— Start of GIVEN RECORDS —

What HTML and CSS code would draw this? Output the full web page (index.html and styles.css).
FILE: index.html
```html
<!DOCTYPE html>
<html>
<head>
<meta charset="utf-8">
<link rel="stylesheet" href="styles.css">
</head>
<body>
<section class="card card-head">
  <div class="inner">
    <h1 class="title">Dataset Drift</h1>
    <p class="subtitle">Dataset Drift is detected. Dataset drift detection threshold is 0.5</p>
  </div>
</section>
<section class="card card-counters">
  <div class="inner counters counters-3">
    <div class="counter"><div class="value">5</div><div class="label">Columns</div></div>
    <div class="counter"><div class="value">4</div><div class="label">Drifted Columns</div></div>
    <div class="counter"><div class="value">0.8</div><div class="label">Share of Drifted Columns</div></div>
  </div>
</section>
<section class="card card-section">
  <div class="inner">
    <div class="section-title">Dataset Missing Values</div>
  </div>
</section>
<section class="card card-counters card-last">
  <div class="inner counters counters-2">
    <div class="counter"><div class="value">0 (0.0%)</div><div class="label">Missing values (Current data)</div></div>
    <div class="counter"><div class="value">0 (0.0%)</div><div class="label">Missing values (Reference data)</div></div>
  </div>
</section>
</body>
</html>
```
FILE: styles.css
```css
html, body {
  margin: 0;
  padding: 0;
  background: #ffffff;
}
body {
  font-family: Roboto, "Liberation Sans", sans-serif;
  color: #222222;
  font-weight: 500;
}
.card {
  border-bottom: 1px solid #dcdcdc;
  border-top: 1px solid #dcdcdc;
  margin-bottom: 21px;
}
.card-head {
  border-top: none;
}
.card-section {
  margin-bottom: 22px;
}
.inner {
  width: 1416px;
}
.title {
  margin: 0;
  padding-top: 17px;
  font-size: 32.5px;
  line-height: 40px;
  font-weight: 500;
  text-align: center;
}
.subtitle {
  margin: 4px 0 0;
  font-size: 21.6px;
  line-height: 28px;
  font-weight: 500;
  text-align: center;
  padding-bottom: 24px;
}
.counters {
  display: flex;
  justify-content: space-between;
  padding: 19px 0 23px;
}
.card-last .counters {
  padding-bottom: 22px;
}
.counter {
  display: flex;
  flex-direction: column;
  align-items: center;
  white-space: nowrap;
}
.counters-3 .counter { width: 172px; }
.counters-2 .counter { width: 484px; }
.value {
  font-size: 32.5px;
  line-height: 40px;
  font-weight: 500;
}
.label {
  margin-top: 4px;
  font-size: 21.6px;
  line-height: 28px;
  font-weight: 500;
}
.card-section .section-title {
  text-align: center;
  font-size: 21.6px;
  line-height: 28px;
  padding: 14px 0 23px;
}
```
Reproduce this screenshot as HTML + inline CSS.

— End of GIVEN RECORDS —

Return the whole listing exactly, with every line included.

**CORRECT RESULT**:
What HTML and CSS code would draw this? Output the full web page (index.html and styles.css).
FILE: index.html
```html
<!DOCTYPE html>
<html>
<head>
<meta charset="utf-8">
<link rel="stylesheet" href="styles.css">
</head>
<body>
<section class="card card-head">
  <div class="inner">
    <h1 class="title">Dataset Drift</h1>
    <p class="subtitle">Dataset Drift is detected. Dataset drift detection threshold is 0.5</p>
  </div>
</section>
<section class="card card-counters">
  <div class="inner counters counters-3">
    <div class="counter"><div class="value">5</div><div class="label">Columns</div></div>
    <div class="counter"><div class="value">4</div><div class="label">Drifted Columns</div></div>
    <div class="counter"><div class="value">0.8</div><div class="label">Share of Drifted Columns</div></div>
  </div>
</section>
<section class="card card-section">
  <div class="inner">
    <div class="section-title">Dataset Missing Values</div>
  </div>
</section>
<section class="card card-counters card-last">
  <div class="inner counters counters-2">
    <div class="counter"><div class="value">0 (0.0%)</div><div class="label">Missing values (Current data)</div></div>
    <div class="counter"><div class="value">0 (0.0%)</div><div class="label">Missing values (Reference data)</div></div>
  </div>
</section>
</body>
</html>
```
FILE: styles.css
```css
html, body {
  margin: 0;
  padding: 0;
  background: #ffffff;
}
body {
  font-family: Roboto, "Liberation Sans", sans-serif;
  color: #222222;
  font-weight: 500;
}
.card {
  border-bottom: 1px solid #dcdcdc;
  border-top: 1px solid #dcdcdc;
  margin-bottom: 21px;
}
.card-head {
  border-top: none;
}
.card-section {
  margin-bottom: 22px;
}
.inner {
  width: 1416px;
}
.title {
  margin: 0;
  padding-top: 17px;
  font-size: 32.5px;
  line-height: 40px;
  font-weight: 500;
  text-align: center;
}
.subtitle {
  margin: 4px 0 0;
  font-size: 21.6px;
  line-height: 28px;
  font-weight: 500;
  text-align: center;
  padding-bottom: 24px;
}
.counters {
  display: flex;
  justify-content: space-between;
  padding: 19px 0 23px;
}
.card-last .counters {
  padding-bottom: 22px;
}
.counter {
  display: flex;
  flex-direction: column;
  align-items: center;
  white-space: nowrap;
}
.counters-3 .counter { width: 172px; }
.counters-2 .counter { width: 484px; }
.value {
  font-size: 32.5px;
  line-height: 40px;
  font-weight: 500;
}
.label {
  margin-top: 4px;
  font-size: 21.6px;
  line-height: 28px;
  font-weight: 500;
}
.card-section .section-title {
  text-align: center;
  font-size: 21.6px;
  line-height: 28px;
  padding: 14px 0 23px;
}
```
Reproduce this screenshot as HTML + inline CSS.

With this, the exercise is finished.